AIM OF THE TASK.
Sift the material for lines containing "index", and return them.
··· SUPPLIED MATERIAL
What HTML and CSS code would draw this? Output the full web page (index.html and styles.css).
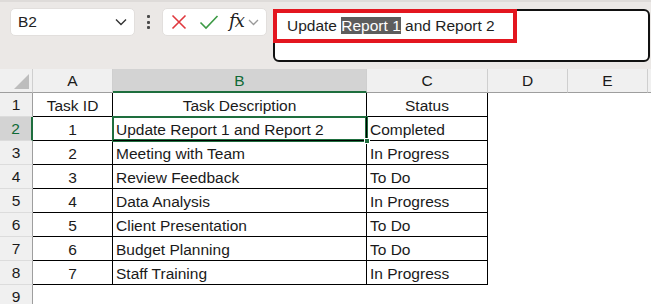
FILE: index.html
```html
<!DOCTYPE html>
<html>
<head>
<meta charset="utf-8">
<link rel="stylesheet" href="styles.css">
</head>
<body>
<div class="toolbar">
  <div class="namebox">
    <span class="nb-text">B2</span>
    <svg class="nb-chev" width="12" height="8" viewBox="0 0 12 8"><path d="M1 1.5 L6 6.5 L11 1.5" fill="none" stroke="#333" stroke-width="1.4"/></svg>
  </div>
  <div class="dots"><span></span><span></span><span></span></div>
  <div class="fxbox">
    <svg class="ic-x" width="16" height="16" viewBox="0 0 16 16"><path d="M1.5 1.5 L14.5 14.5 M14.5 1.5 L1.5 14.5" stroke="#e0383e" stroke-width="1.6" fill="none"/></svg>
    <svg class="ic-check" width="20" height="16" viewBox="0 0 20 16"><path d="M1.5 8.5 L7 14 L18.5 2" stroke="#3c9a45" stroke-width="1.6" fill="none"/></svg>
    <span class="fx">fx</span>
    <svg class="ic-chev" width="11" height="7" viewBox="0 0 11 7"><path d="M1 1 L5.5 5.5 L10 1" fill="none" stroke="#9a9a9a" stroke-width="1.3"/></svg>
  </div>
  <div class="formula">
    <div class="annot"></div>
    <div class="ftext">Update <span class="hl">Report 1</span> and Report 2</div>
  </div>
</div>
<div class="sheet">
  <div class="h corner"><span class="tri"></span></div>
  <div class="h col">A</div>
  <div class="h col sel">B</div>
  <div class="h col">C</div>
  <div class="h col">D</div>
  <div class="h col">E</div>
  <div class="h col last"></div>

  <div class="h row">1</div>
  <div class="c t ctr">Task ID</div>
  <div class="c t ctr">Task Description</div>
  <div class="c t ctr">Status</div>
  <div class="c"></div><div class="c"></div><div class="c"></div>

  <div class="h row sel">2</div>
  <div class="c t ctr">1</div>
  <div class="c t active">Update Report 1 and Report 2<span class="handle"></span></div>
  <div class="c t">Completed</div>
  <div class="c"></div><div class="c"></div><div class="c"></div>

  <div class="h row">3</div>
  <div class="c t ctr">2</div>
  <div class="c t">Meeting with Team</div>
  <div class="c t">In Progress</div>
  <div class="c"></div><div class="c"></div><div class="c"></div>

  <div class="h row">4</div>
  <div class="c t ctr">3</div>
  <div class="c t">Review Feedback</div>
  <div class="c t">To Do</div>
  <div class="c"></div><div class="c"></div><div class="c"></div>

  <div class="h row">5</div>
  <div class="c t ctr">4</div>
  <div class="c t">Data Analysis</div>
  <div class="c t">In Progress</div>
  <div class="c"></div><div class="c"></div><div class="c"></div>

  <div class="h row">6</div>
  <div class="c t ctr">5</div>
  <div class="c t">Client Presentation</div>
  <div class="c t">To Do</div>
  <div class="c"></div><div class="c"></div><div class="c"></div>

  <div class="h row">7</div>
  <div class="c t ctr">6</div>
  <div class="c t">Budget Planning</div>
  <div class="c t">To Do</div>
  <div class="c"></div><div class="c"></div><div class="c"></div>

  <div class="h row">8</div>
  <div class="c t ctr">7</div>
  <div class="c t">Staff Training</div>
  <div class="c t">In Progress</div>
  <div class="c"></div><div class="c"></div><div class="c"></div>

  <div class="h row">9</div>
  <div class="c"></div><div class="c"></div><div class="c"></div>
  <div class="c"></div><div class="c"></div><div class="c"></div>
</div>
</body>
</html>
```
FILE: styles.css
```css
* { box-sizing: border-box; }
html, body { margin: 0; padding: 0; }
body {
  width: 651px;
  height: 304px;
  overflow: hidden;
  background: #ffffff;
  font-family: "Liberation Sans", Arial, sans-serif;
  color: #1a1a1a;
}
.toolbar {
  height: 69px;
  background: #ebe8e6;
  border-top: 2px solid #dedbd9;
  display: flex;
  align-items: flex-start;
  padding: 6px 1px 0 10px;
}
.namebox {
  width: 125px;
  height: 28px;
  background: #fff;
  border-radius: 5px;
  display: flex;
  align-items: center;
  justify-content: space-between;
  padding: 0 7px 0 7px;
  border: 1px solid #e2dfdd;
}
.nb-text { font-size: 15.5px; color: #222; }
.dots {
  width: 27px;
  height: 28px;
  display: flex;
  flex-direction: column;
  align-items: center;
  justify-content: center;
  gap: 2.5px;
}
.dots span { width: 3px; height: 3px; background: #4a4a4a; border-radius: 1px; }
.fxbox {
  width: 105px;
  height: 28px;
  background: #fff;
  border-radius: 5px;
  border: 1px solid #e2dfdd;
  display: flex;
  align-items: center;
  padding-left: 8px;
}
.ic-x { margin-right: 12px; }
.ic-check { margin-right: 10px; }
.fx {
  font-family: "DejaVu Serif", "Liberation Serif", serif;
  font-style: italic;
  font-size: 18px;
  color: #222;
  margin-right: 4px;
  margin-top: -3px;
  letter-spacing: -1px;
}
.formula {
  position: relative;
  flex: 1;
  margin-left: 6px;
  margin-top: 1px;
  height: 53px;
  background: #fff;
  border: 2px solid #111;
  border-radius: 6px;
}
.annot {
  position: absolute;
  left: -2px;
  top: -2px;
  width: 244px;
  height: 34px;
  border: 4px solid #e3161f;
}
.ftext {
  position: relative;
  padding: 4px 0 0 12px;
  font-size: 15.5px;
  line-height: 21px;
  color: #1e1e1e;
}
.hl { background: #5d5d5d; color: #fff; }

.sheet {
  display: grid;
  grid-template-columns: 33px 80px 254px 121px 80px 80px 1fr;
  grid-auto-rows: 24px;
}
.h {
  background: #f0f0f0;
  font-size: 15.5px;
  color: #1a1a1a;
  display: flex;
  align-items: center;
  justify-content: center;
}
.col {
  border-right: 1px solid #cfcfcf;
  border-bottom: 1px solid #9e9e9e;
  padding-top: 1px;
}
.col.last { border-right: none; }
.corner {
  position: relative;
  border-right: 1px solid #cfcfcf;
  border-bottom: 1px solid #9e9e9e;
}
.tri {
  position: absolute;
  right: 3px;
  bottom: 3px;
  width: 0;
  height: 0;
  border-left: 15px solid transparent;
  border-bottom: 15px solid #bdbdbd;
}
.row {
  border-right: 1px solid #9e9e9e;
  border-bottom: 1px solid #dcdcdc;
}
.h.sel {
  background: #d3d3d3;
  color: #0f6a36;
}
.col.sel { border-bottom: 2px solid #1e6e3e; }
.row.sel { border-right: 2px solid #1e6e3e; }

.c { background: #fff; }
.t {
  position: relative;
  font-size: 15.5px;
  line-height: 23px;
  padding: 1px 0 0 3px;
  white-space: nowrap;
  border-right: 1px solid #000;
  border-bottom: 1px solid #000;
}
.ctr { text-align: center; padding-left: 0; }
.active { box-shadow: 0 0 0 1px #1e6e3e, inset 0 0 0 1px #1e6e3e; z-index: 1; }
.handle {
  position: absolute;
  right: -4px;
  bottom: -4px;
  width: 6px;
  height: 6px;
  background: #1e6e3e;
  border: 1px solid #fff;
}
```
······
SOLUTION TO THIS PROBLEM.
What HTML and CSS code would draw this? Output the full web page (index.html and styles.css).
FILE: index.html
.active { box-shadow: 0 0 0 1px #1e6e3e, inset 0 0 0 1px #1e6e3e; z-index: 1; }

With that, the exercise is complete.